--- SUPPLIED MATERIAL ---

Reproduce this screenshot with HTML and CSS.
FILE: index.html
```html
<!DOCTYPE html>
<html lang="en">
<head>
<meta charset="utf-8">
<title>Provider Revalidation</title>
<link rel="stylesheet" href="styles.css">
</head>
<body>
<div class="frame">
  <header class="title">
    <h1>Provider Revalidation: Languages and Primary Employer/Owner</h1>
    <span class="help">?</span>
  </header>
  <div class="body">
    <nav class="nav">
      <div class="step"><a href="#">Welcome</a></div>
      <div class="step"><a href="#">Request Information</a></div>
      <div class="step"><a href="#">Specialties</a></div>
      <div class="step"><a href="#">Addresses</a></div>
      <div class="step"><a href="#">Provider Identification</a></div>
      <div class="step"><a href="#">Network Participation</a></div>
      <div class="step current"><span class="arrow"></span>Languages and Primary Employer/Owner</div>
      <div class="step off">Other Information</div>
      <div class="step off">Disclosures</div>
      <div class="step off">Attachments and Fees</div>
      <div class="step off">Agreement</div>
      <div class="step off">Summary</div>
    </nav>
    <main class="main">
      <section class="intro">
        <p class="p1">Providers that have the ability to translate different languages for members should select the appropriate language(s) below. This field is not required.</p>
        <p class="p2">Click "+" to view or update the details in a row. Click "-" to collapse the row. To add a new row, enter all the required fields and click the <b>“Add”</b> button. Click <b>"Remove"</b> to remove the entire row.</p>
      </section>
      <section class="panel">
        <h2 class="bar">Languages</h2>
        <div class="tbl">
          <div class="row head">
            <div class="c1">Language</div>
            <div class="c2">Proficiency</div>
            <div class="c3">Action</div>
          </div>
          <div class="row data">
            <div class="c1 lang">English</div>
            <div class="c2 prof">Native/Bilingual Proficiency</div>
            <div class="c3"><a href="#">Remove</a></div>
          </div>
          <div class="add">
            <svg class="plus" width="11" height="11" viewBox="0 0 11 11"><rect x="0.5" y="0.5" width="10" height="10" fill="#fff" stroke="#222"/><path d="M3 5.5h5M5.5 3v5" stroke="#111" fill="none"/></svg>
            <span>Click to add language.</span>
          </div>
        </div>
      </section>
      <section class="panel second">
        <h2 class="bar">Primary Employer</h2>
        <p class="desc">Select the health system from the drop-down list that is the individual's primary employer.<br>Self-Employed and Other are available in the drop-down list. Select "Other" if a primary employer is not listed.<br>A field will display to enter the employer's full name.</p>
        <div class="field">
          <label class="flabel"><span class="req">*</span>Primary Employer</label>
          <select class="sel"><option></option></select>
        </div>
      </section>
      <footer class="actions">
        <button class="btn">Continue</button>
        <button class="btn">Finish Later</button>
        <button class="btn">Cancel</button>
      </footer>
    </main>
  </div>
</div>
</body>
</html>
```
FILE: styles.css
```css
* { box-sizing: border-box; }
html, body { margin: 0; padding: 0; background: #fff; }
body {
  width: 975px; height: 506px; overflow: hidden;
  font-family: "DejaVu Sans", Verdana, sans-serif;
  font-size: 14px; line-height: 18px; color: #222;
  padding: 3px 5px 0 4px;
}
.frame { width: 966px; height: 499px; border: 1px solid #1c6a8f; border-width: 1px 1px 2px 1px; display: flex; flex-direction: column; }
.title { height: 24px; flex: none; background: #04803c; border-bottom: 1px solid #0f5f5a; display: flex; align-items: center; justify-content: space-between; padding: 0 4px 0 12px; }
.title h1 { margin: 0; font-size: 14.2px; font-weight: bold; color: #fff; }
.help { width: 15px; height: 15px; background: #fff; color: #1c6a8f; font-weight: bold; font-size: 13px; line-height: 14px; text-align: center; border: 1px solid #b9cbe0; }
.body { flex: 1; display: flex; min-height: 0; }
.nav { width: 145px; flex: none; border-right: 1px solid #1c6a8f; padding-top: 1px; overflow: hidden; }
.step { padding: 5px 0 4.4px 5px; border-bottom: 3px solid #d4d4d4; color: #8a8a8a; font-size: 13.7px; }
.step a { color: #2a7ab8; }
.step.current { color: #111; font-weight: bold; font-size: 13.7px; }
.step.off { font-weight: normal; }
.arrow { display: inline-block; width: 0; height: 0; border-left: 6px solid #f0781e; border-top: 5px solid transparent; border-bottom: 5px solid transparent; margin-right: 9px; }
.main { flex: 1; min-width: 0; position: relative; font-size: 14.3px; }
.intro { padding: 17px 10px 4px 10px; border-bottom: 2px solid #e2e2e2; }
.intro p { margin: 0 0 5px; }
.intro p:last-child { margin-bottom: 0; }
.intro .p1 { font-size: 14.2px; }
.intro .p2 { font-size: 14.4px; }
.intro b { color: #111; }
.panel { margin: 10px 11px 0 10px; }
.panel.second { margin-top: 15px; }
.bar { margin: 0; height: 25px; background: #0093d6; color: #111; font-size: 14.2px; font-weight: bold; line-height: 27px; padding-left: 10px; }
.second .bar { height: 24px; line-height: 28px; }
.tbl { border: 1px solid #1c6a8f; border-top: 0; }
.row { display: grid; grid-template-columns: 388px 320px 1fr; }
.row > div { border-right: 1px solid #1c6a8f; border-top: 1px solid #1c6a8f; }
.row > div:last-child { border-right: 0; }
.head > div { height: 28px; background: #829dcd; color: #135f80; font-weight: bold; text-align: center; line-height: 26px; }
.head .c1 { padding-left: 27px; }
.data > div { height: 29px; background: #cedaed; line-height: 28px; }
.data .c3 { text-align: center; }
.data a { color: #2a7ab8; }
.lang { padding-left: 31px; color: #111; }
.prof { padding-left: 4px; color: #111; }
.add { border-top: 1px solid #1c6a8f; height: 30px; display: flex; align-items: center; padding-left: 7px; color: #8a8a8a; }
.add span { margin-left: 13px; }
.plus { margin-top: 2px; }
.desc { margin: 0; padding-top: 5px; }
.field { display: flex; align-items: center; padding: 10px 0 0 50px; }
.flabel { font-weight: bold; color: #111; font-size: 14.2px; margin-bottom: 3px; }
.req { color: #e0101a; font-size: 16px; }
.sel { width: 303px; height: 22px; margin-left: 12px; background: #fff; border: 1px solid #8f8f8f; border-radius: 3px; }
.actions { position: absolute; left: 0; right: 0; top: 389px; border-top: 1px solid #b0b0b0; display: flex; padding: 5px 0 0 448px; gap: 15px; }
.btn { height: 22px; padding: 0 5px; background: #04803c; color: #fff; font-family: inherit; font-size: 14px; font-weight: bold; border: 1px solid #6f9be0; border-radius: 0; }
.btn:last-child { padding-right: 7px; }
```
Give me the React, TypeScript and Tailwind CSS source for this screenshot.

---

▸ WHAT THE TASK REQUIRES
Reproduce the entries above exactly.

▸ RESPONSE
Reproduce this screenshot with HTML and CSS.
FILE: index.html
```html
<!DOCTYPE html>
<html lang="en">
<head>
<meta charset="utf-8">
<title>Provider Revalidation</title>
<link rel="stylesheet" href="styles.css">
</head>
<body>
<div class="frame">
  <header class="title">
    <h1>Provider Revalidation: Languages and Primary Employer/Owner</h1>
    <span class="help">?</span>
  </header>
  <div class="body">
    <nav class="nav">
      <div class="step"><a href="#">Welcome</a></div>
      <div class="step"><a href="#">Request Information</a></div>
      <div class="step"><a href="#">Specialties</a></div>
      <div class="step"><a href="#">Addresses</a></div>
      <div class="step"><a href="#">Provider Identification</a></div>
      <div class="step"><a href="#">Network Participation</a></div>
      <div class="step current"><span class="arrow"></span>Languages and Primary Employer/Owner</div>
      <div class="step off">Other Information</div>
      <div class="step off">Disclosures</div>
      <div class="step off">Attachments and Fees</div>
      <div class="step off">Agreement</div>
      <div class="step off">Summary</div>
    </nav>
    <main class="main">
      <section class="intro">
        <p class="p1">Providers that have the ability to translate different languages for members should select the appropriate language(s) below. This field is not required.</p>
        <p class="p2">Click "+" to view or update the details in a row. Click "-" to collapse the row. To add a new row, enter all the required fields and click the <b>“Add”</b> button. Click <b>"Remove"</b> to remove the entire row.</p>
      </section>
      <section class="panel">
        <h2 class="bar">Languages</h2>
        <div class="tbl">
          <div class="row head">
            <div class="c1">Language</div>
            <div class="c2">Proficiency</div>
            <div class="c3">Action</div>
          </div>
          <div class="row data">
            <div class="c1 lang">English</div>
            <div class="c2 prof">Native/Bilingual Proficiency</div>
            <div class="c3"><a href="#">Remove</a></div>
          </div>
          <div class="add">
            <svg class="plus" width="11" height="11" viewBox="0 0 11 11"><rect x="0.5" y="0.5" width="10" height="10" fill="#fff" stroke="#222"/><path d="M3 5.5h5M5.5 3v5" stroke="#111" fill="none"/></svg>
            <span>Click to add language.</span>
          </div>
        </div>
      </section>
      <section class="panel second">
        <h2 class="bar">Primary Employer</h2>
        <p class="desc">Select the health system from the drop-down list that is the individual's primary employer.<br>Self-Employed and Other are available in the drop-down list. Select "Other" if a primary employer is not listed.<br>A field will display to enter the employer's full name.</p>
        <div class="field">
          <label class="flabel"><span class="req">*</span>Primary Employer</label>
          <select class="sel"><option></option></select>
        </div>
      </section>
      <footer class="actions">
        <button class="btn">Continue</button>
        <button class="btn">Finish Later</button>
        <button class="btn">Cancel</button>
      </footer>
    </main>
  </div>
</div>
</body>
</html>
```
FILE: styles.css
```css
* { box-sizing: border-box; }
html, body { margin: 0; padding: 0; background: #fff; }
body {
  width: 975px; height: 506px; overflow: hidden;
  font-family: "DejaVu Sans", Verdana, sans-serif;
  font-size: 14px; line-height: 18px; color: #222;
  padding: 3px 5px 0 4px;
}
.frame { width: 966px; height: 499px; border: 1px solid #1c6a8f; border-width: 1px 1px 2px 1px; display: flex; flex-direction: column; }
.title { height: 24px; flex: none; background: #04803c; border-bottom: 1px solid #0f5f5a; display: flex; align-items: center; justify-content: space-between; padding: 0 4px 0 12px; }
.title h1 { margin: 0; font-size: 14.2px; font-weight: bold; color: #fff; }
.help { width: 15px; height: 15px; background: #fff; color: #1c6a8f; font-weight: bold; font-size: 13px; line-height: 14px; text-align: center; border: 1px solid #b9cbe0; }
.body { flex: 1; display: flex; min-height: 0; }
.nav { width: 145px; flex: none; border-right: 1px solid #1c6a8f; padding-top: 1px; overflow: hidden; }
.step { padding: 5px 0 4.4px 5px; border-bottom: 3px solid #d4d4d4; color: #8a8a8a; font-size: 13.7px; }
.step a { color: #2a7ab8; }
.step.current { color: #111; font-weight: bold; font-size: 13.7px; }
.step.off { font-weight: normal; }
.arrow { display: inline-block; width: 0; height: 0; border-left: 6px solid #f0781e; border-top: 5px solid transparent; border-bottom: 5px solid transparent; margin-right: 9px; }
.main { flex: 1; min-width: 0; position: relative; font-size: 14.3px; }
.intro { padding: 17px 10px 4px 10px; border-bottom: 2px solid #e2e2e2; }
.intro p { margin: 0 0 5px; }
.intro p:last-child { margin-bottom: 0; }
.intro .p1 { font-size: 14.2px; }
.intro .p2 { font-size: 14.4px; }
.intro b { color: #111; }
.panel { margin: 10px 11px 0 10px; }
.panel.second { margin-top: 15px; }
.bar { margin: 0; height: 25px; background: #0093d6; color: #111; font-size: 14.2px; font-weight: bold; line-height: 27px; padding-left: 10px; }
.second .bar { height: 24px; line-height: 28px; }
.tbl { border: 1px solid #1c6a8f; border-top: 0; }
.row { display: grid; grid-template-columns: 388px 320px 1fr; }
.row > div { border-right: 1px solid #1c6a8f; border-top: 1px solid #1c6a8f; }
.row > div:last-child { border-right: 0; }
.head > div { height: 28px; background: #829dcd; color: #135f80; font-weight: bold; text-align: center; line-height: 26px; }
.head .c1 { padding-left: 27px; }
.data > div { height: 29px; background: #cedaed; line-height: 28px; }
.data .c3 { text-align: center; }
.data a { color: #2a7ab8; }
.lang { padding-left: 31px; color: #111; }
.prof { padding-left: 4px; color: #111; }
.add { border-top: 1px solid #1c6a8f; height: 30px; display: flex; align-items: center; padding-left: 7px; color: #8a8a8a; }
.add span { margin-left: 13px; }
.plus { margin-top: 2px; }
.desc { margin: 0; padding-top: 5px; }
.field { display: flex; align-items: center; padding: 10px 0 0 50px; }
.flabel { font-weight: bold; color: #111; font-size: 14.2px; margin-bottom: 3px; }
.req { color: #e0101a; font-size: 16px; }
.sel { width: 303px; height: 22px; margin-left: 12px; background: #fff; border: 1px solid #8f8f8f; border-radius: 3px; }
.actions { position: absolute; left: 0; right: 0; top: 389px; border-top: 1px solid #b0b0b0; display: flex; padding: 5px 0 0 448px; gap: 15px; }
.btn { height: 22px; padding: 0 5px; background: #04803c; color: #fff; font-family: inherit; font-size: 14px; font-weight: bold; border: 1px solid #6f9be0; border-radius: 0; }
.btn:last-child { padding-right: 7px; }
```
Give me the React, TypeScript and Tailwind CSS source for this screenshot.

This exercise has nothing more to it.